Definitely at the other end of the spectrum in both tone and style, “Guide Dog” is a brief cartoon with a colored-pencil drawing sort of look about a dog applying for a position as a guide dog for the blind. Just watching the dog run through his whole repertoire in the job interview, showing vigilance, ferocious defense of his charge, enthusiasm, etc. all the while spraying saliva as he bounces up and down on his chair is hilarious. When he actually starts his assignments, he has the most ridiculous set of awful circumstances befall his charges, no matter how hard he tries to protect them. I couldn't believe how funny “Guide Dog” is, and I only wish I could find Plympton's other film with the same protagonist, “Guard Dog” (which apparently did get an Oscar nomination). Also absolutely laugh out loud hilarious in a much more low-key manner is “The Passenger”, this film about a kid out on an eerie, stormy day, walking home with his nose buried in a scary book also titled “The Passenger”. He gets on a bus, and engrossed in his book doesn't notice he's the only one on the bus other than this strange looking fish in a plastic bag on the seat next to him. The mood is somewhat creepy, so the kid puts on some headphones and puts on some groovy tunes to take the edge off, to disastrous results. It's also incredibly funny, with such a cool sense of its own style that I really wonder how it didn't make the cut for an Oscar.
The capper to the exhibition was “Gentleman's Duel”, which featured competing 18th century French and English aristocrats each seeking to charm the same woman, and gradually completely losing sight of her in their attempts to one-up each other. Finally, a challenge is made, and they agree to a duel... with giant steampunk robots. France vs. Britain is always an amusing clash of cultures to watch, and this is a cute little film crammed with sex and poodles, so of course I loved it. And I definitely could see myself being clumsy enough to follow in the footsteps of the Englishman who begins his seduction with “My darling, your grace is matched only by your boobies. I m-mean your beauty!”

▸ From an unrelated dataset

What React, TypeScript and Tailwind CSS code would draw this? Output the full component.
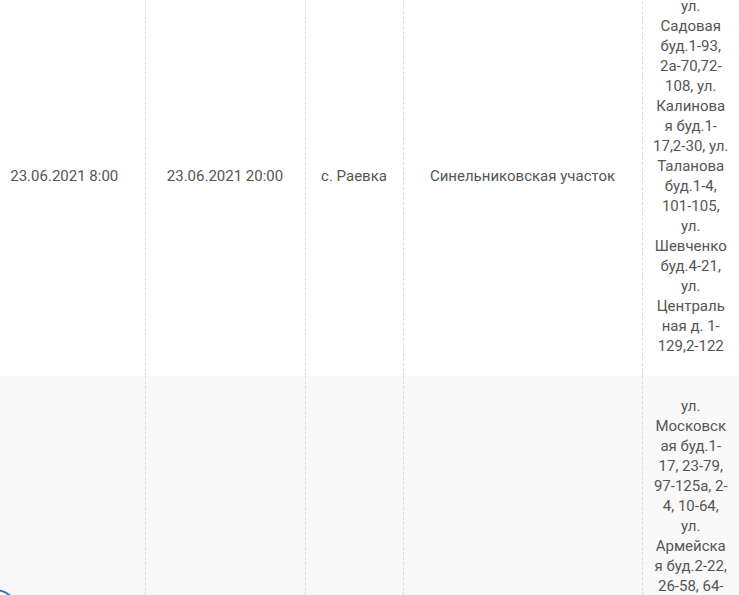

Unfortunately “The Danish Poet”, this year's Oscar winner, wasn't included in the Magnolia Pictures' collection that I saw, so I can't comment on it. I also never got around to hitting the documentary shorts, which were showing once a day at an obscure theater, not really getting the star treatment. But I do hope more people see some of the great shorts that get nominated for Oscars and occasionally released on DVD, because there's some great stuff in there... every single one of the live action shorts was a much better film than Babel.